The status of the ConstraintPolicyBinding instances report the compliance
state of the concrete binding with its originating ConstraintPolicyOffer.
$ kubectl get cpb
NAME OFFER STATUS REASON AGE
complex-offer-7c5d69c78 complex-offer Compliant 18h
large-offer-b998f7c99 large-offer Violation Not good 18h
gold-offer-67d6546bd gold-offer Limit still working 18h
Rule Extensibility
It is not possible to define all expected constraints that a deployment or
operator may consider. To enable extensibility without having to re-release or
have implementors "fork" the core of the capability the following is
implemented to support rule extensions.
A PolicyRuleProvider
is be a pod that implements the logic for one or more
constraint rules, i.e. latency, jitter, etc. This pod implements a defined
gRPC interface that is utilized by the scheduler
and evaluation capabilities of this project.
service RuleProvider {
rpc Evaluate(EvaluateRequest) returns (EvaluateResponse);
}
The binding of a rule type to its implementation will be managed by applying
labels to the services which implement the provider interface for the metrics.

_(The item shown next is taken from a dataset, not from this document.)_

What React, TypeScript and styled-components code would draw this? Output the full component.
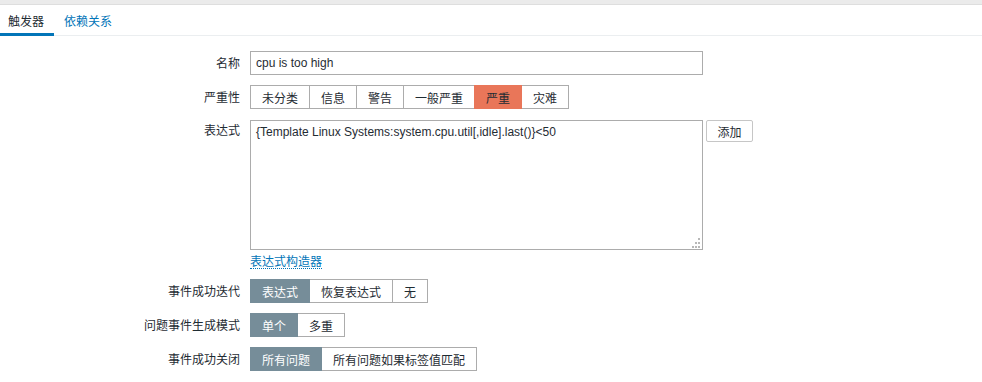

The labels are of a well know format:
constraint.ciena.com/constraint-<metric-name>: enabled
The service will only be matched if the value of the lanel is enabled
.
The advantage of providing an exposed mechanism to bind the provider to an
implementation is that it enables visibility of the binding to the operator as
well as it enables the operator to dynamically modify the binding including
the ability to upgrade a operator in a prescriptive manner.
Implementation considerations
Interaction with external resource managers
Still under development is an API to enable the management or external
resources, such as an underlay network, as part of the scheduling and
mediation work. The idea being that if constraints cannot be met or are
violated the external resources managers can be leveraged to influence
(change) the environment in such a way that the constraints might be met.